WORK TO DO: Transcribe all of the data exactly. Omit the pictures.

SOURCE EXCERPT:
------------------------------------------------------------------------

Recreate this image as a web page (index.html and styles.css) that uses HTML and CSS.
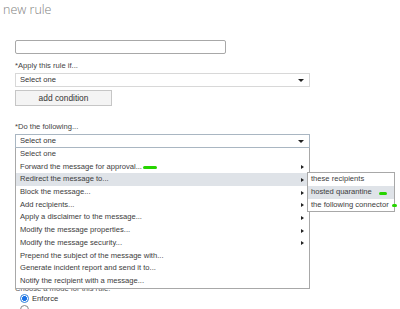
FILE: index.html
```html
<!DOCTYPE html>
<html>
<head>
<meta charset="utf-8">
<link rel="stylesheet" href="styles.css">
</head>
<body>
<div class="page">
  <h1 class="title">new rule</h1>
  <div class="form">
    <div class="name-input"></div>
    <div class="label label-apply">*Apply this rule if...</div>
    <div class="select"><span>Select one</span><span class="caret"></span></div>
    <div class="button">add condition</div>
    <div class="label label-do">*Do the following...</div>
    <div class="select-wrap">
      <div class="select select-open"><span>Select one</span><span class="caret"></span></div>
      <ul class="list">
        <li>Select one</li>
        <li class="sub">Forward the message for approval... <i class="mark mark-fwd"></i></li>
        <li class="sub active">Redirect the message to...
          <ul class="submenu">
            <li>these recipients</li>
            <li class="active">hosted quarantine <i class="mark mark-hq"></i></li>
            <li>the following connector<i class="mark mark-conn"></i></li>
          </ul>
        </li>
        <li class="sub">Block the message...</li>
        <li class="sub">Add recipients...</li>
        <li class="sub">Apply a disclaimer to the message...</li>
        <li class="sub">Modify the message properties...</li>
        <li class="sub">Modify the message security...</li>
        <li>Prepend the subject of the message with...</li>
        <li>Generate incident report and send it to...</li>
        <li>Notify the recipient with a message...</li>
      </ul>
    </div>
    <div class="label label-mode">Choose a mode for this rule:</div>
    <div class="radio-row"><span class="radio checked"></span><span>Enforce</span></div>
    <div class="radio-row"><span class="radio"></span></div>
  </div>
</div>
</body>
</html>
```

FILE: styles.css
```css
html, body {
  margin: 0;
  padding: 0;
  background: #ffffff;
  overflow: hidden;
}
body {
  width: 400px;
  height: 309px;
  font-family: "Liberation Sans", Arial, sans-serif;
  color: #333333;
}
.title {
  margin: 0;
  padding: 2px 0 0 3px;
  font-family: "Open Sans", "Liberation Sans", sans-serif;
  font-size: 12.5px;
  font-weight: 300;
  color: #808080;
  line-height: 16px;
  height: 20px;
}
.form {
  padding: 18px 0 0 15px;
  font-size: 7.6px;
}
.name-input {
  width: 209px;
  height: 12px;
  border: 1px solid #a8a8a8;
  border-radius: 2px;
  background: #fff;
}
.label {
  line-height: 10px;
  color: #444;
}
.label-apply {
  margin-top: 7px;
  height: 12px;
}
.select {
  width: 289px;
  height: 12px;
  border: 1px solid #d8d8d8;
  background: #fff;
  display: flex;
  align-items: center;
  justify-content: space-between;
  padding: 0 0 0 4px;
  line-height: 12px;
  color: #333;
}
.caret {
  width: 0;
  height: 0;
  border-left: 3px solid transparent;
  border-right: 3px solid transparent;
  border-top: 3px solid #222;
  margin-right: 5px;
}
.button {
  margin-top: 3px;
  width: 95px;
  height: 14px;
  border: 1px solid #c6c6c6;
  background: #f4f4f4;
  text-align: center;
  line-height: 14px;
  font-size: 8.4px;
  color: #333;
}
.label-do {
  margin-top: 16px;
  height: 12px;
}
.select-wrap {
  position: relative;
}
.select-open {
  border-color: #a9b6c2;
}
.list {
  position: absolute;
  left: 0;
  top: 14px;
  margin: 0;
  padding: 0;
  list-style: none;
  width: 293px;
  border: 1px solid #a8a8a8;
  border-top: none;
  background: #fff;
  z-index: 5;
}
.list > li {
  position: relative;
  height: 12.7px;
  line-height: 12.7px;
  padding-left: 4px;
  white-space: nowrap;
  color: #3c3c3c;
}
.list > li.active {
  background: #dfe3e8;
}
.list > li.sub::after {
  content: "";
  position: absolute;
  right: 5px;
  top: 4.5px;
  width: 0;
  height: 0;
  border-top: 2px solid transparent;
  border-bottom: 2px solid transparent;
  border-left: 3px solid #222;
}
.submenu {
  position: absolute;
  left: 291px;
  top: -1px;
  margin: 0;
  padding: 0;
  list-style: none;
  width: 86px;
  border: 1px solid #a8a8a8;
  background: #fff;
  z-index: 6;
}
.submenu li {
  position: relative;
  height: 12.7px;
  line-height: 12.7px;
  padding-left: 3px;
  white-space: nowrap;
  color: #3c3c3c;
}
.submenu li.active {
  background: #dfe3e8;
}
.mark {
  position: absolute;
  display: block;
  height: 3px;
  border-radius: 2px;
  background: #27d400;
}
.mark-fwd {
  left: 127px;
  top: 5.5px;
  width: 14px;
}
.mark-hq {
  left: 71px;
  top: 6px;
  width: 8px;
}
.mark-conn {
  left: 84px;
  top: 5px;
  width: 5px;
}
.label-mode {
  margin-top: 136px;
  height: 9px;
  line-height: 9px;
  color: #555;
}
.radio-row {
  display: flex;
  align-items: center;
  gap: 3px;
  height: 11px;
  margin-left: 5px;
  color: #333;
}
.radio {
  width: 7px;
  height: 7px;
  border-radius: 50%;
  border: 1px solid #888;
  background: #fff;
}
.radio.checked {
  border-color: #2d7fd9;
  background: radial-gradient(circle, #1a73e8 0, #1a73e8 2.2px, #fff 2.6px);
}
```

------------------------------------------------------------------------

WRITTEN RESPONSE:
Recreate this image as a web page (index.html and styles.css) that uses HTML and CSS.
FILE: index.html
```html
<!DOCTYPE html>
<html>
<head>
<meta charset="utf-8">
<link rel="stylesheet" href="styles.css">
</head>
<body>
<div class="page">
  <h1 class="title">new rule</h1>
  <div class="form">
    <div class="name-input"></div>
    <div class="label label-apply">*Apply this rule if...</div>
    <div class="select"><span>Select one</span><span class="caret"></span></div>
    <div class="button">add condition</div>
    <div class="label label-do">*Do the following...</div>
    <div class="select-wrap">
      <div class="select select-open"><span>Select one</span><span class="caret"></span></div>
      <ul class="list">
        <li>Select one</li>
        <li class="sub">Forward the message for approval... <i class="mark mark-fwd"></i></li>
        <li class="sub active">Redirect the message to...
          <ul class="submenu">
            <li>these recipients</li>
            <li class="active">hosted quarantine <i class="mark mark-hq"></i></li>
            <li>the following connector<i class="mark mark-conn"></i></li>
          </ul>
        </li>
        <li class="sub">Block the message...</li>
        <li class="sub">Add recipients...</li>
        <li class="sub">Apply a disclaimer to the message...</li>
        <li class="sub">Modify the message properties...</li>
        <li class="sub">Modify the message security...</li>
        <li>Prepend the subject of the message with...</li>
        <li>Generate incident report and send it to...</li>
        <li>Notify the recipient with a message...</li>
      </ul>
    </div>
    <div class="label label-mode">Choose a mode for this rule:</div>
    <div class="radio-row"><span class="radio checked"></span><span>Enforce</span></div>
    <div class="radio-row"><span class="radio"></span></div>
  </div>
</div>
</body>
</html>
```

FILE: styles.css
```css
html, body {
  margin: 0;
  padding: 0;
  background: #ffffff;
  overflow: hidden;
}
body {
  width: 400px;
  height: 309px;
  font-family: "Liberation Sans", Arial, sans-serif;
  color: #333333;
}
.title {
  margin: 0;
  padding: 2px 0 0 3px;
  font-family: "Open Sans", "Liberation Sans", sans-serif;
  font-size: 12.5px;
  font-weight: 300;
  color: #808080;
  line-height: 16px;
  height: 20px;
}
.form {
  padding: 18px 0 0 15px;
  font-size: 7.6px;
}
.name-input {
  width: 209px;
  height: 12px;
  border: 1px solid #a8a8a8;
  border-radius: 2px;
  background: #fff;
}
.label {
  line-height: 10px;
  color: #444;
}
.label-apply {
  margin-top: 7px;
  height: 12px;
}
.select {
  width: 289px;
  height: 12px;
  border: 1px solid #d8d8d8;
  background: #fff;
  display: flex;
  align-items: center;
  justify-content: space-between;
  padding: 0 0 0 4px;
  line-height: 12px;
  color: #333;
}
.caret {
  width: 0;
  height: 0;
  border-left: 3px solid transparent;
  border-right: 3px solid transparent;
  border-top: 3px solid #222;
  margin-right: 5px;
}
.button {
  margin-top: 3px;
  width: 95px;
  height: 14px;
  border: 1px solid #c6c6c6;
  background: #f4f4f4;
  text-align: center;
  line-height: 14px;
  font-size: 8.4px;
  color: #333;
}
.label-do {
  margin-top: 16px;
  height: 12px;
}
.select-wrap {
  position: relative;
}
.select-open {
  border-color: #a9b6c2;
}
.list {
  position: absolute;
  left: 0;
  top: 14px;
  margin: 0;
  padding: 0;
  list-style: none;
  width: 293px;
  border: 1px solid #a8a8a8;
  border-top: none;
  background: #fff;
  z-index: 5;
}
.list > li {
  position: relative;
  height: 12.7px;
  line-height: 12.7px;
  padding-left: 4px;
  white-space: nowrap;
  color: #3c3c3c;
}
.list > li.active {
  background: #dfe3e8;
}
.list > li.sub::after {
  content: "";
  position: absolute;
  right: 5px;
  top: 4.5px;
  width: 0;
  height: 0;
  border-top: 2px solid transparent;
  border-bottom: 2px solid transparent;
  border-left: 3px solid #222;
}
.submenu {
  position: absolute;
  left: 291px;
  top: -1px;
  margin: 0;
  padding: 0;
  list-style: none;
  width: 86px;
  border: 1px solid #a8a8a8;
  background: #fff;
  z-index: 6;
}
.submenu li {
  position: relative;
  height: 12.7px;
  line-height: 12.7px;
  padding-left: 3px;
  white-space: nowrap;
  color: #3c3c3c;
}
.submenu li.active {
  background: #dfe3e8;
}
.mark {
  position: absolute;
  display: block;
  height: 3px;
  border-radius: 2px;
  background: #27d400;
}
.mark-fwd {
  left: 127px;
  top: 5.5px;
  width: 14px;
}
.mark-hq {
  left: 71px;
  top: 6px;
  width: 8px;
}
.mark-conn {
  left: 84px;
  top: 5px;
  width: 5px;
}
.label-mode {
  margin-top: 136px;
  height: 9px;
  line-height: 9px;
  color: #555;
}
.radio-row {
  display: flex;
  align-items: center;
  gap: 3px;
  height: 11px;
  margin-left: 5px;
  color: #333;
}
.radio {
  width: 7px;
  height: 7px;
  border-radius: 50%;
  border: 1px solid #888;
  background: #fff;
}
.radio.checked {
  border-color: #2d7fd9;
  background: radial-gradient(circle, #1a73e8 0, #1a73e8 2.2px, #fff 2.6px);
}
```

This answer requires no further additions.